7. Hexagramme : figure composée de deux triangles équilatéraux qui s'interpénètrent, l'un orienté vers le haut (ciel), l'autre orienté vers le bas (terre). L'ensemble constitue une étoile à six pointes. L'entrecroisement des lignes forme six alvéoles périphériques et un alvéole (ou case) central, appelé « nombril » ou cœur » de l'hexagramme.
Le nom fulfulde pour hexagramme est faddunde ndaw (de faddaade : protéger, et de ndaw : autruche). On dit que l'autruche, avant de pondre, décrit en dansant la figure d'un hexagramme sur le sol, puis vient pondre au milieu de ce signe. Par analogie, lorsqu'un campement fulɓe doit s'installer, le chef du convoi reproduit ce signe, à cheval ou à pied, autour du campement. Les silatigi (initiés fulɓe, voir notes 5 et 16) l'utilisent aussi en divination.
Pour les Fulɓe et les Bamana, c'est une figure de grande protection. Elle symbolise l'univers. Le triangle dont la pointe est en haut représente le feu et celui dont la pointe est en bas représente l'eau. Les six pointes représentent les quatre directions cardinalts, plus le zénith et le nadir. Les sept alvéoles représentent, entre autres, les sept jours de la semaine — les douze angles les douze mois de l'année.
L'hexagramme est un symbole ésotérique ou religieux universel. La tradition hindoue y voit l'image de la hiérogamie fondamentale, l'union du dieu Siva et de sa dimension féminine Shakti. Dans la tradition judéo-chrétienne, on l'appelle « étoile de David » ou « sceau de Salomon ». En ésotérie musulmane, l'hexagramme est considéré comme la graphie géométrique du grand nom de Dieu : Allâh. La dernière lettre, le « hâ » (dont la forme stylisée est celle d'un triangle), sert à former le triangle montant, dit « triangle de la ferveur ». Les éléments verticaux des trois autres lettres (alif — lam — lam) servent à former le triangle descendant, ou « triangle de la Miséricorde divine ». Pour l'initié musulman, l'hexagramme n'est donc pas considéré comme un symbole exclusivement hébraïque, mais comme un symbole éternel figurant l'union de la terre et du ciel, autrement dit de l'âme contingente et du Dieu transcendant.
8. Le crâne : l'école de Körê (tradition mandingue particulièrement conservée chez les Bamana) a étudié les os de la tête et donné un nom à chacun d'entre eux, de même que les traditionalistes fulɓe du Jeeri (Sénégal) rattachés au culte de Jalan.

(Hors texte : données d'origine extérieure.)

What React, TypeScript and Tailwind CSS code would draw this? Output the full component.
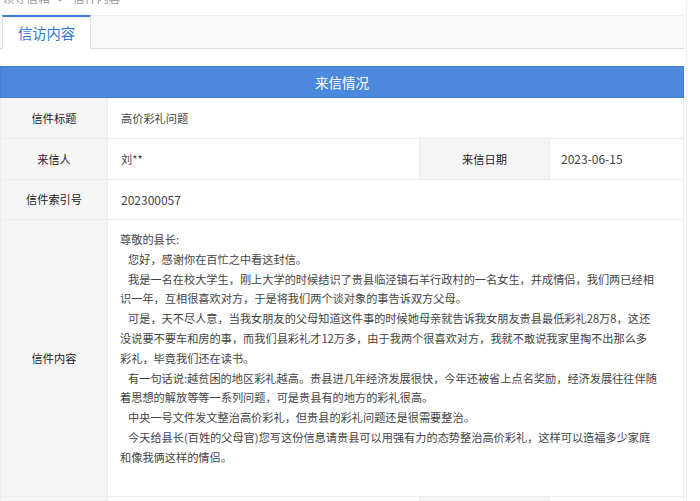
import React from "react";

const font = { fontFamily: '"Noto Sans CJK SC", "Noto Sans", sans-serif' };

export default function App() {
  return (
    <div
      className="relative w-[700px] h-[501px] overflow-hidden bg-white text-[#333]"
      style={font}
    >
      <div className="absolute left-[686px] top-0 h-full w-px bg-[#f0f0f0]" />
      <div className="w-[684px]">
        {/* breadcrumb (cut off) */}
        <div className="h-[15px] overflow-hidden">
          <div className="-mt-[10px] pl-[2px] text-[12px] leading-[16px] text-[#999] flex gap-[8px]">
            <span>领导信箱</span>
            <span>&gt;</span>
            <span>信件内容</span>
          </div>
        </div>

        {/* tab bar */}
        <div className="flex h-[34px] bg-[#f8f8f8] border-t border-[#f0f0f0] border-b border-b-[#dedede]">
          <div className="ml-[2px] w-[89px] -mb-px -mt-px bg-white border-t-2 border-[#3a80dc] border-x border-x-[#e2e2e2] flex items-center justify-center text-[14.3px] text-[#2f78d4]">
            信访内容
          </div>
        </div>

        <div className="h-[17px]" />

        {/* header */}
        <div className="h-[32px] bg-[#4a89dc] border border-[#4080d6] flex items-center justify-center text-white text-[13.5px]">
          来信情况
        </div>

        {/* table */}
        <div className="border-l border-r border-[#ececec] text-[11.2px]">
          <div className="grid grid-cols-[107px_1fr] h-[41px] border-b border-[#ececec]">
            <div className="bg-[#f5f5f5] border-r border-[#ececec] flex items-center justify-center text-[#222]">
              信件标题
            </div>
            <div className="flex items-center pl-[13px] text-[#444]">高价彩礼问题</div>
          </div>

          <div className="grid grid-cols-[107px_312px_130px_1fr] h-[41px] border-b border-[#ececec]">
            <div className="bg-[#f5f5f5] border-r border-[#ececec] flex items-center justify-center text-[#222]">
              来信人
            </div>
            <div className="flex items-center pl-[13px] text-[#444] border-r border-[#ececec]">
              刘**
            </div>
            <div className="bg-[#f5f5f5] border-r border-[#ececec] flex items-center justify-center text-[#222]">
              来信日期
            </div>
            <div className="flex items-center pl-[11px] text-[#444] text-[12px]">2023-06-15</div>
          </div>

          <div className="grid grid-cols-[107px_1fr] h-[40px] border-b border-[#ececec]">
            <div className="bg-[#f5f5f5] border-r border-[#ececec] flex items-center justify-center text-[#222]">
              信件索引号
            </div>
            <div className="flex items-center pl-[13px] text-[#444] text-[12px]">202300057</div>
          </div>

          <div className="grid grid-cols-[107px_1fr] h-[277px] border-b border-[#ececec]">
            <div className="bg-[#f5f5f5] border-r border-[#ececec] flex items-center justify-center text-[#222]">
              信件内容
            </div>
            <div className="pt-[10px] pl-[12px] leading-[19.8px] text-[#444] whitespace-nowrap">
              <p>尊敬的县长:</p>
              <p className="indent-2">您好，感谢你在百忙之中看这封信。</p>
              <p className="indent-2">
                我是一名在校大学生，刚上大学的时候结识了贵县临泾镇石羊行政村的一名女生，并成情侣，我们两已经相
                <br />
                识一年，互相很喜欢对方，于是将我们两个谈对象的事告诉双方父母。
              </p>
              <p className="indent-2">
                可是，天不尽人意，当我女朋友的父母知道这件事的时候她母亲就告诉我女朋友贵县最低彩礼28万8，这还
                <br />
                没说要不要车和房的事，而我们县彩礼才12万多，由于我两个很喜欢对方，我就不敢说我家里掏不出那么多
                <br />
                彩礼，毕竟我们还在读书。
              </p>
              <p className="indent-2">
                有一句话说:越贫困的地区彩礼越高。贵县进几年经济发展很快，今年还被省上点名奖励，经济发展往往伴随
                <br />
                着思想的解放等等一系列问题，可是贵县有的地方的彩礼很高。
              </p>
              <p className="indent-2">中央一号文件发文整治高价彩礼，但贵县的彩礼问题还是很需要整治。</p>
              <p className="indent-2">
                今天给县长(百姓的父母官)您写这份信息请贵县可以用强有力的态势整治高价彩礼，这样可以造福多少家庭
                <br />
                和像我俩这样的情侣。
              </p>
            </div>
          </div>

          <div className="grid grid-cols-[107px_312px_130px_1fr] h-[41px]">
            <div className="bg-[#f5f5f5] border-r border-[#ececec]" />
            <div className="border-r border-[#ececec]" />
            <div className="bg-[#f5f5f5] border-r border-[#ececec]" />
            <div />
          </div>
        </div>
      </div>
    </div>
  );
}
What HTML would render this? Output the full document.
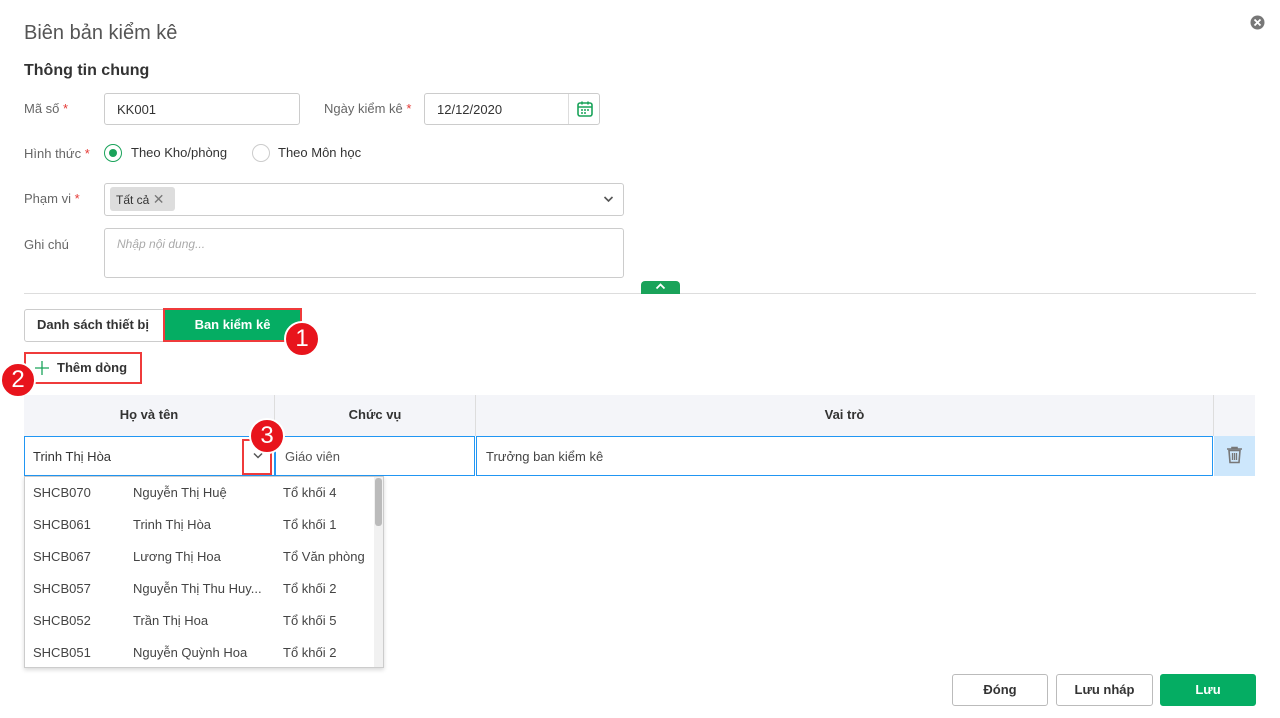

Ces derniers connaissent un rite d'invocation du crâne qui permet de prédire l'avenir. Le crâne y est considéré comme l'agent récepteur des forces célestes. Parmi tous les crânes, celui de l'homme est censé être le meilleur agent pour la réception et la transmission de ces forces. Les crânes des chefs ou des hommes de grande réputation sont conservés non seulement à titre de trophée, mais aussi en tant qu'agents propres à transmettre aux vivants les vertus de ces grands hommes disparus. Ces quelques indications permettront de mieux comprendre la fonction essentielle que remplira le « crâne sacré » tout au long de ce conte.
Selon l'enseignement bambara du Kömö, notamment celui de Dibi de Koulikoro (rive gauche du Niger en aval de Bamako), le corps de l'homme comprend sept centres répartis entre le sommet de la tête et le fondement du corps. Le crâne est considéré comme le « centre-chef », les six autres centres se succédant à partir du front — on ne peut s'empêcher de penser aux sept chakras, ou centres d'énergie, que la tradition hindoue situe également sur le corps de l'homme, du sommet de la tête à la base de la colonne vertébrale.
Sur les autels initiatiques africains, on trouve un certain nombre de vases en poterie : trois, cinq ou sept. Lorsqu'il y en a sept, ils figurent les sept centres du corps. Dans le vase représentant le crâne, on place quatre pierres de tonnerre ; celles-ci symbolisent le feu céleste descendu sur la terre pour buriner, dans les êtres qui la peuplent, l'intelligence et la force émanée de Mâ-Ngala (Dieu).
Dans une autre perspective, le crâne est assimilé à l'oeuf cosmique, lequel contenait potentiellement toutes choses avant la création du monde contingent. En tant que tel, le crâne symbolise alors la matrice du savoir.
Dans la tradition fulɓe, les neuf os principaux du crâne sont comme les neuf voies de l'initiation. La neuvième n'est pas visible, de même que le « un » qui n'est pas considéré comme un nombre car il est l'Unité inconnaissable et indéterminée. Le secret de la connaissance de cet os est lié au secret de l'Unité, fondamentale et indivisible.
9. Mergi: poésie de rythme rapide ; fulfulde mawnde : prose.